> [Problem to work on]:
Scan the lines below for the word "components". Copy each line you find it in.

> [Records shown]:
-- begin --

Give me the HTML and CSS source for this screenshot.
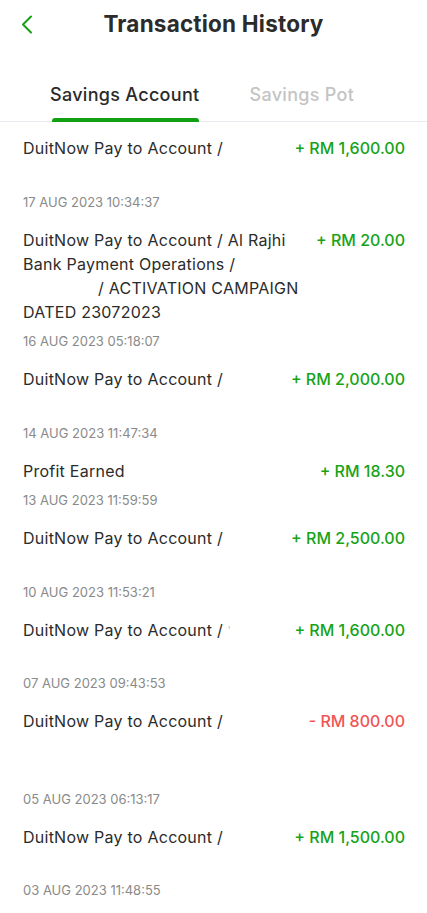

-- end --
-- begin --

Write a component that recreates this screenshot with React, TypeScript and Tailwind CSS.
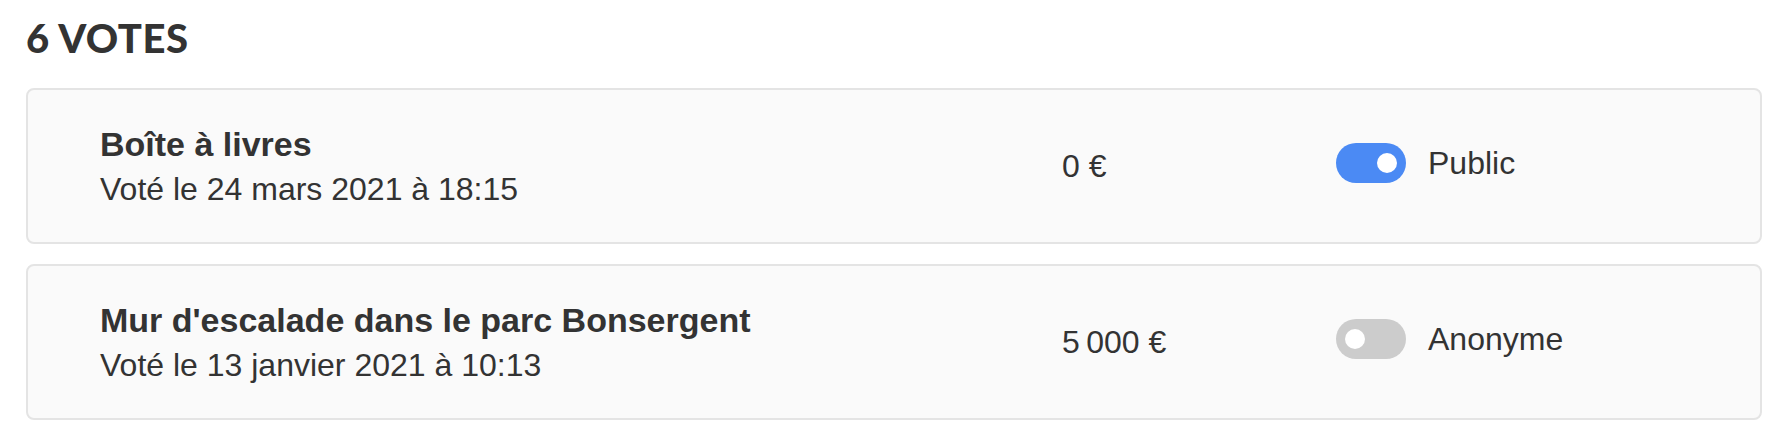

-- end --
-- begin --

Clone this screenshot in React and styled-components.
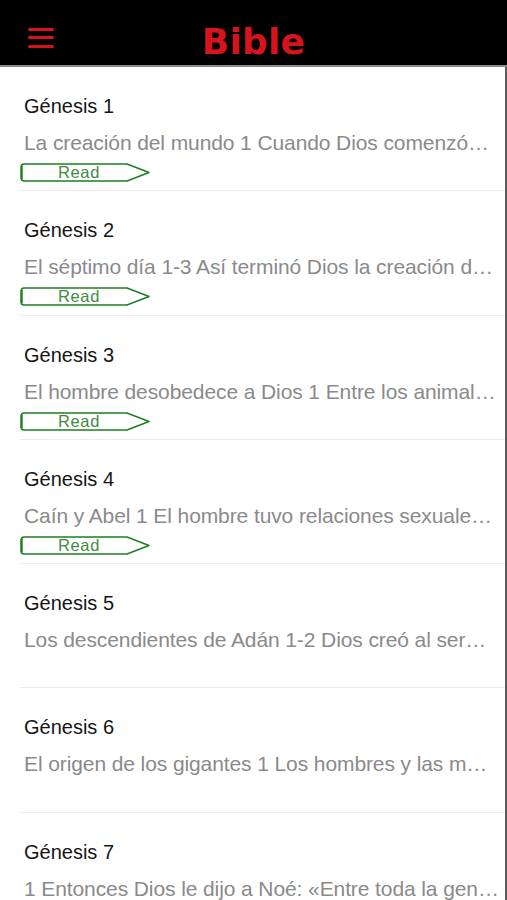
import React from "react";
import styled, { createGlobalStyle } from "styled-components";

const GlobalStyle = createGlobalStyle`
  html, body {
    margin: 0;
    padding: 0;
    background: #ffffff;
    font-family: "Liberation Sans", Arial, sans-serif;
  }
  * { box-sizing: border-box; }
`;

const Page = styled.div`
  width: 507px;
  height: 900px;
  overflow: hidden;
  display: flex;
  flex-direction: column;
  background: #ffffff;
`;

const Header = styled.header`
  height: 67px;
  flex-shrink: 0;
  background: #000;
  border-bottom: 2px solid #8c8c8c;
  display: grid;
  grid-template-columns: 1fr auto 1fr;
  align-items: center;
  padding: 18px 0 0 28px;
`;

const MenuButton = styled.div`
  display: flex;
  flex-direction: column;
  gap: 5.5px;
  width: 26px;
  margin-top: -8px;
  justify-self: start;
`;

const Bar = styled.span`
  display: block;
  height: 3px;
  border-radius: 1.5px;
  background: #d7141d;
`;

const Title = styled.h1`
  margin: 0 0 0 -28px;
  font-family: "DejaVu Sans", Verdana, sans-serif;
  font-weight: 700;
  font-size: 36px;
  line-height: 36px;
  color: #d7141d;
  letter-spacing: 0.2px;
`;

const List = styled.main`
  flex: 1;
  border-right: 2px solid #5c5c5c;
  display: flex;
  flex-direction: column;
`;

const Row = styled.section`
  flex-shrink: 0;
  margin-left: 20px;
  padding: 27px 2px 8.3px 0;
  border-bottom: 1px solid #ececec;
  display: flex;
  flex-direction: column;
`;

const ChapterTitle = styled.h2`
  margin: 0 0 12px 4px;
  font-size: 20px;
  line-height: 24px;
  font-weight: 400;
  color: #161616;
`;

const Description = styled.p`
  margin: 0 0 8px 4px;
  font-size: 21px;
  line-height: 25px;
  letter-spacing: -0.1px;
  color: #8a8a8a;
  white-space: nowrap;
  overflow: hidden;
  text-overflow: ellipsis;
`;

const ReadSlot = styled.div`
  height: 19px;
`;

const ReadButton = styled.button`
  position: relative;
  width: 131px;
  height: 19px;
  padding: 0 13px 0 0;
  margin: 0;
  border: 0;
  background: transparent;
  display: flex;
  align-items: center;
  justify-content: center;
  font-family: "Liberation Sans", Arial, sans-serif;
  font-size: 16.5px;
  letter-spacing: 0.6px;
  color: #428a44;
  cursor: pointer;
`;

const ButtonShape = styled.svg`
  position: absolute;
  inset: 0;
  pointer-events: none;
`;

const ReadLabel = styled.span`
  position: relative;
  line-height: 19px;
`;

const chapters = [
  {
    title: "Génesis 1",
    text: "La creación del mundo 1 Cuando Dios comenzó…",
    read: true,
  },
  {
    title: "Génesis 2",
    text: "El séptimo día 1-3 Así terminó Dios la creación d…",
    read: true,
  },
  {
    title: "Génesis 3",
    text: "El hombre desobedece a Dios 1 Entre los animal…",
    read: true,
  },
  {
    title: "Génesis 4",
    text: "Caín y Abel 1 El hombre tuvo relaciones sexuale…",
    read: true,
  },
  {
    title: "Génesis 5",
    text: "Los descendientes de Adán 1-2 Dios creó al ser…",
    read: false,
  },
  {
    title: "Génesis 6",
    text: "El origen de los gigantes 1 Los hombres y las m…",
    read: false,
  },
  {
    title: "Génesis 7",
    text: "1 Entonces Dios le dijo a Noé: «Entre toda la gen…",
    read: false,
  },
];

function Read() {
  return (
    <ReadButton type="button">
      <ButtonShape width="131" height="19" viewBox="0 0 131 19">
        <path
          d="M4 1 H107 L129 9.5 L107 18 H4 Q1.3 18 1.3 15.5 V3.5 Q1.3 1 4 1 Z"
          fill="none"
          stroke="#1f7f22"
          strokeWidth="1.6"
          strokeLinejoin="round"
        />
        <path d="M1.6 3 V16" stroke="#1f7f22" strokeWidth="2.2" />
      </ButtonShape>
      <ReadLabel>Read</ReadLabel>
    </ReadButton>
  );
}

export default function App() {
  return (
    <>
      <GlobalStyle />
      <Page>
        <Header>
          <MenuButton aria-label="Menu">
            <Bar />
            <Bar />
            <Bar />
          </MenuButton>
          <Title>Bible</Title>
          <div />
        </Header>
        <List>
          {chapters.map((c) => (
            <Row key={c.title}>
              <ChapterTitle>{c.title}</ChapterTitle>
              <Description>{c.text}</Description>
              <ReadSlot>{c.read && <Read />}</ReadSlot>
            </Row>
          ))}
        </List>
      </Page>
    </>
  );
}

-- end --

> [Exercise solution]:
Clone this screenshot in React and styled-components.
import styled, { createGlobalStyle } from "styled-components";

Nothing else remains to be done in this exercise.